** BEGIN Source material **

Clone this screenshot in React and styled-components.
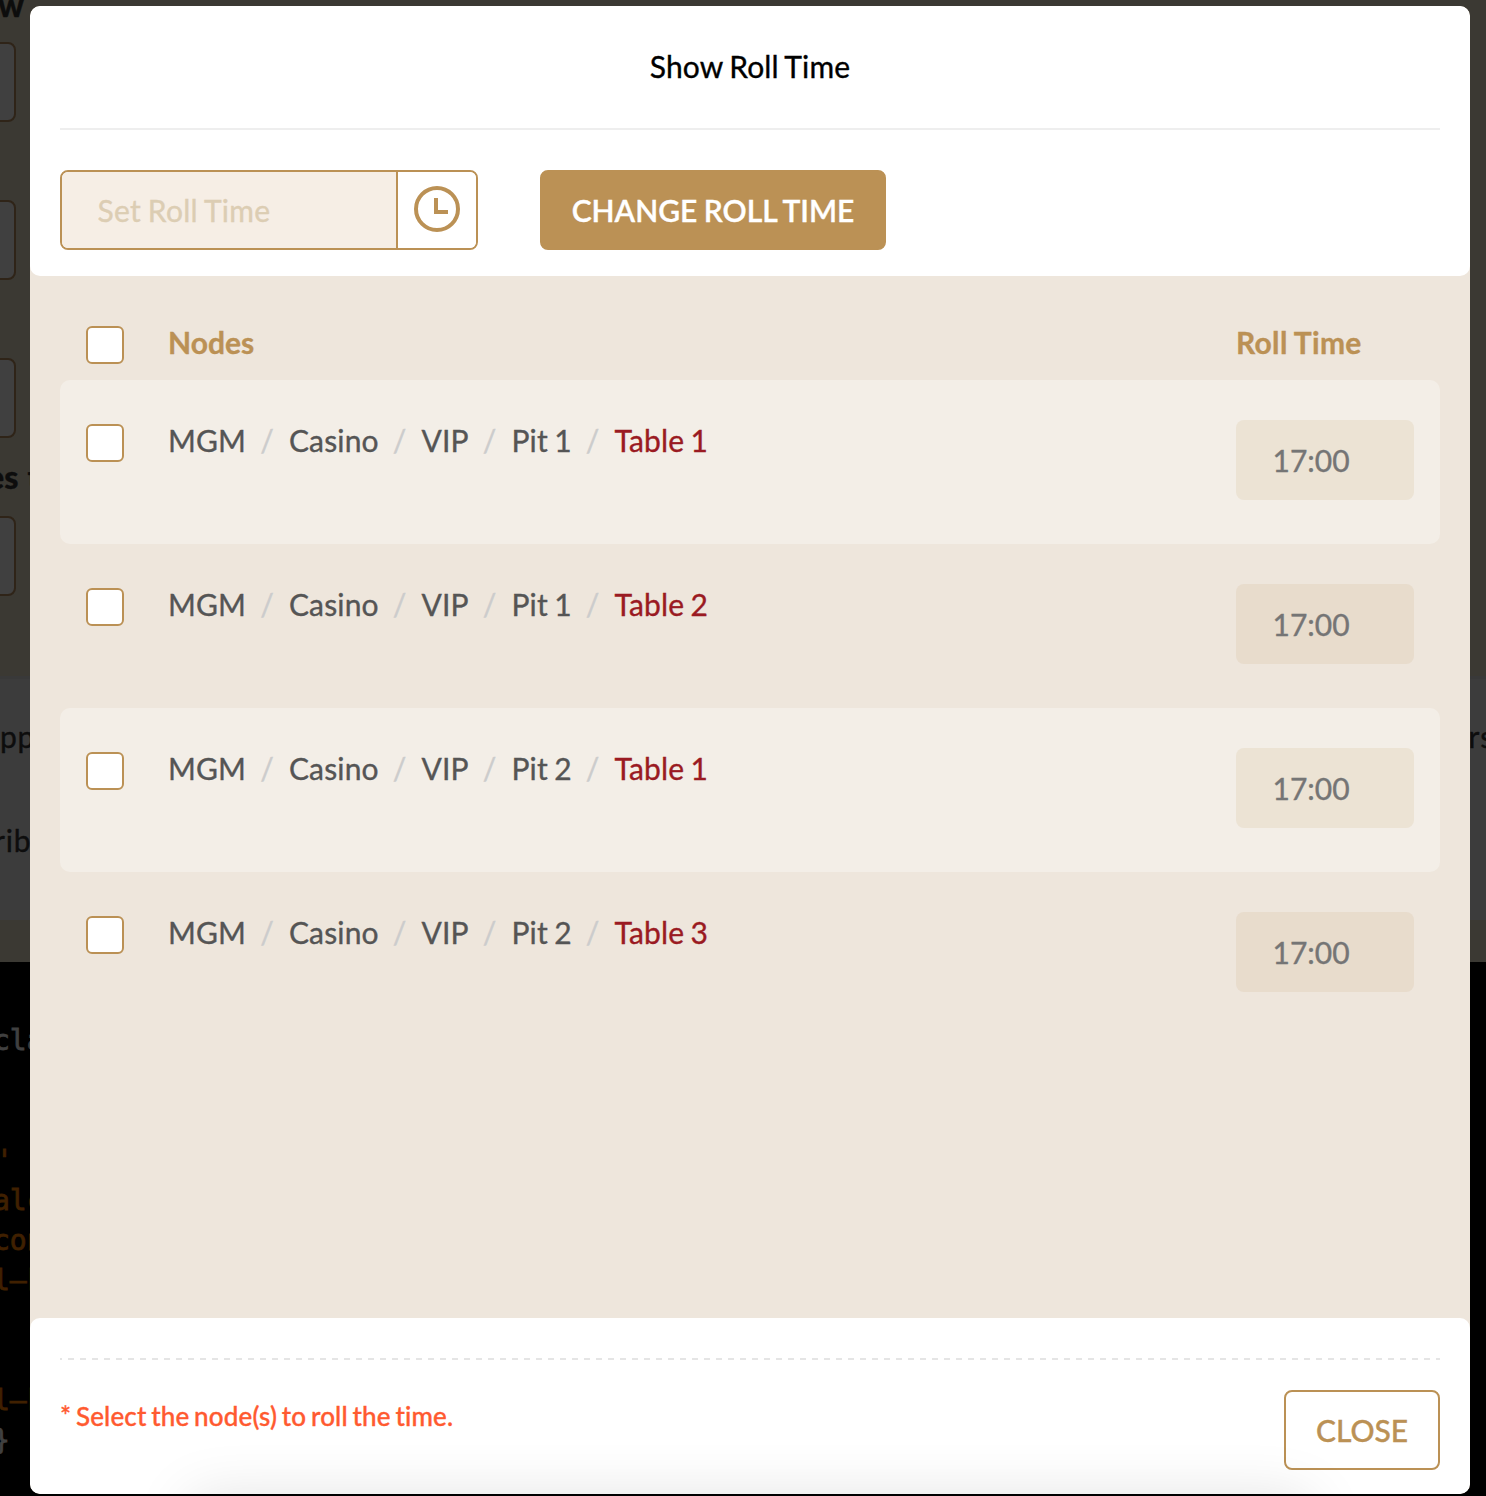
import React from "react";
import styled, { createGlobalStyle } from "styled-components";

const gold = "#bb9155";

const GlobalStyle = createGlobalStyle`
  * { box-sizing: border-box; }
  body { margin: 0; }
  button, input { font: inherit; letter-spacing: inherit; word-spacing: inherit; margin: 0; }
`;

const Screen = styled.div`
  position: relative;
  width: 1486px;
  height: 1496px;
  overflow: hidden;
  font-family: Lato, "Liberation Sans", sans-serif;
  font-size: 30px;
  line-height: 40px;
  letter-spacing: 0.17px;
  word-spacing: -1.6px;
  font-variant-ligatures: none;
  -webkit-text-stroke: 0.35px currentColor;
`;

const Page = styled.div`
  display: flex;
  flex-direction: column;
  height: 100%;
  overflow: hidden;
  background: #3b3933;
  color: #0d0d0d;
`;

const FormSection = styled.section`
  height: 676px;
  overflow: hidden;
`;

const FieldLabel = styled.div`
  height: ${(p) => p.$height}px;
  padding-top: ${(p) => p.$top}px;
  margin-left: ${(p) => p.$shift}px;
  font-size: 32px;
  line-height: ${(p) => p.$line}px;
  font-weight: 900;
  word-spacing: 1px;
  white-space: pre;
`;

const PageField = styled.div`
  width: 36px;
  height: 80px;
  margin: 0 0 ${(p) => p.$gap}px -20px;
  border: 2px solid #2f2418;
  border-radius: 8px;
  background: #404040;
`;

const Panel = styled.section`
  height: 244px;
  padding-top: 37px;
  background: #3c3c3c;
  border-top: 3px solid #393939;
`;

const PanelRow = styled.div`
  display: flex;
  justify-content: space-between;
  height: 104px;
  margin: 0 -8px 0 ${(p) => p.$shift}px;
  letter-spacing: 0.8px;
`;

const CodeBlock = styled.pre`
  flex: 1;
  margin: 42px 0 0;
  padding-top: 59px;
  background: #000;
  color: #404040;
  font: 28px/40px "DejaVu Sans Mono", "Liberation Mono", monospace;
  letter-spacing: 0;
  word-spacing: 0;
  -webkit-text-stroke: 0.8px currentColor;
`;

const CodeLine = styled.div`
  height: 40px;
  margin-left: ${(p) => p.$shift ?? -7}px;
  color: ${(p) => (p.$accent ? "#402000" : "inherit")};
`;

const Modal = styled.div`
  position: absolute;
  top: 6px;
  left: 30px;
  display: flex;
  flex-direction: column;
  width: 1440px;
  height: 1488px;
  overflow: hidden;
  border-radius: 10px;
  background: #eee6dc;
`;

const Header = styled.header`
  height: 270px;
  padding: 0 30px;
  border-radius: 10px;
  background: #fff;
`;

const Title = styled.h1`
  height: 124px;
  margin: 0;
  padding-top: 40px;
  border-bottom: 2px solid #eee;
  color: #000;
  font-size: 30px;
  font-weight: 400;
  text-align: center;
`;

const Toolbar = styled.div`
  display: flex;
  gap: 62px;
  padding-top: 40px;
`;

const TimePicker = styled.div`
  display: flex;
  width: 418px;
  height: 80px;
  overflow: hidden;
  border: 2px solid ${gold};
  border-radius: 8px;
`;

const TimeInput = styled.input`
  width: 334px;
  padding: 0 35.5px;
  border: 0;
  outline: 0;
  background: #f6eee5;
  letter-spacing: 0.25px;
  word-spacing: -1px;
  &::placeholder { color: #dccdb3; opacity: 1; }
`;

const ClockButton = styled.button`
  display: flex;
  flex: 1;
  padding: 14px 0 0 16px;
  border: 0;
  border-left: 2px solid ${gold};
  background: #fff;
`;

const Button = styled.button`
  width: ${(p) => p.$width}px;
  height: 80px;
  padding: 0;
  border: 2px solid ${gold};
  border-radius: 8px;
  background: ${(p) => (p.$filled ? gold : "transparent")};
  color: ${(p) => (p.$filled ? "#fff" : gold)};
  font-weight: ${(p) => (p.$filled ? 600 : 500)};
  letter-spacing: 0;
  word-spacing: -1px;
  text-align: center;
  white-space: nowrap;
`;

const List = styled.main`
  height: 1042px;
  padding: 10px 30px 0;
`;

const Row = styled.div`
  display: grid;
  grid-template-columns: 82px 1fr 178px;
  align-items: start;
  height: 164px;
  padding: 40px 26px 0;
  border-radius: 10px;
  background: ${(p) => (p.$striped ? "#f3eee7" : "transparent")};
`;

const HeadRow = styled(Row)`
  height: 94px;
  padding-top: 36px;
  color: ${gold};
  font-weight: 700;
`;

const Checkbox = styled.input.attrs({ type: "checkbox" })`
  appearance: none;
  width: 38px;
  height: 38px;
  margin-top: 4px;
  border: 2px solid ${gold};
  border-radius: 6px;
  background: #fff;
`;

const HeadCell = styled.div`
  letter-spacing: ${(p) => (p.$wide ? 0.3 : 0)}px;
  word-spacing: -0.5px;
`;

const Crumbs = styled.div`
  display: flex;
  color: #555;
`;

const Crumb = styled.span`
  color: ${(p) => (p.$active ? "#9a1a22" : "inherit")};
  &:not(:first-child)::before {
    content: "/";
    padding: 0 15px 0 14px;
    color: #ccc;
  }
`;

const TimeValue = styled.div`
  height: 80px;
  padding: 20px 0 0 36.5px;
  border-radius: 8px;
  background: ${(p) => (p.$striped ? "#ece3d4" : "#e8dccc")};
  color: #757575;
  letter-spacing: 0;
`;

const Footer = styled.footer`
  position: relative;
  height: 176px;
  padding: 40px 30px 0;
  overflow: hidden;
  border-radius: 10px;
  background: #fff;
  &::after {
    content: "";
    position: absolute;
    top: 180px;
    left: 160px;
    right: 160px;
    height: 100px;
    box-shadow: 0 0 60px rgba(0, 0, 0, 0.12);
  }
`;

const DashedRule = styled.div`
  height: 2px;
  background: repeating-linear-gradient(90deg, #e5e5e5 0 2px, transparent 2px 8px, #e5e5e5 8px 12px);
`;

const FooterRow = styled.div`
  display: flex;
  justify-content: space-between;
  padding-top: 30px;
`;

const Notice = styled.p`
  margin: 6px 0 0;
  color: #ff5a30;
  font-size: 26px;
  font-weight: 500;
  letter-spacing: 0.15px;
  word-spacing: -2px;
`;

const rows = [
  ["Pit 1", "Table 1"],
  ["Pit 1", "Table 2"],
  ["Pit 2", "Table 1"],
  ["Pit 2", "Table 3"],
];

function ClockIcon() {
  return (
    <svg width="46" height="46" viewBox="0 0 46 46" fill="none" stroke={gold} strokeWidth="4">
      <circle cx="23" cy="23" r="21" />
      <path d="M22 12v14h12" />
    </svg>
  );
}

function BackgroundPage() {
  return (
    <Page>
      <FormSection>
        <FieldLabel $height={42} $top={0} $line={10} $shift={-2}>w</FieldLabel>
        <PageField $gap={78} />
        <PageField $gap={78} />
        <PageField $gap={0} />
        <FieldLabel $height={78} $top={19} $line={40} $shift={-13}>es t</FieldLabel>
        <PageField $gap={0} />
      </FormSection>
      <Panel>
        <PanelRow $shift={0}><span>pp</span><span>rs</span></PanelRow>
        <PanelRow $shift={-6}><span>rib</span></PanelRow>
      </Panel>
      <CodeBlock>
        <CodeLine>cla</CodeLine>
        <CodeLine />
        <CodeLine />
        <CodeLine $accent $shift={-4}>'</CodeLine>
        <CodeLine $accent>alc</CodeLine>
        <CodeLine $accent>con</CodeLine>
        <CodeLine $accent>l–k</CodeLine>
        <CodeLine />
        <CodeLine />
        <CodeLine $accent>l–k</CodeLine>
        <CodeLine>{"}"}</CodeLine>
      </CodeBlock>
    </Page>
  );
}

export default function App() {
  return (
    <Screen>
      <GlobalStyle />
      <BackgroundPage />
      <Modal role="dialog">
        <Header>
          <Title>Show Roll Time</Title>
          <Toolbar>
            <TimePicker>
              <TimeInput placeholder="Set Roll Time" />
              <ClockButton><ClockIcon /></ClockButton>
            </TimePicker>
            <Button $filled $width={346}>CHANGE ROLL TIME</Button>
          </Toolbar>
        </Header>
        <List>
          <HeadRow>
            <Checkbox />
            <HeadCell>Nodes</HeadCell>
            <HeadCell $wide>Roll Time</HeadCell>
          </HeadRow>
          {rows.map(([pit, table], i) => (
            <Row key={i} $striped={i % 2 === 0}>
              <Checkbox />
              <Crumbs>
                <Crumb>MGM</Crumb>
                <Crumb>Casino</Crumb>
                <Crumb>VIP</Crumb>
                <Crumb>{pit}</Crumb>
                <Crumb $active>{table}</Crumb>
              </Crumbs>
              <TimeValue $striped={i % 2 === 0}>17:00</TimeValue>
            </Row>
          ))}
        </List>
        <Footer>
          <DashedRule />
          <FooterRow>
            <Notice>* Select the node(s) to roll the time.</Notice>
            <Button $width={156}>CLOSE</Button>
          </FooterRow>
        </Footer>
      </Modal>
    </Screen>
  );
}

** END Source material **

Problem details:
Copy each line of the listing that holds the word "React".

Full output:
Clone this screenshot in React and styled-components.
import React from "react";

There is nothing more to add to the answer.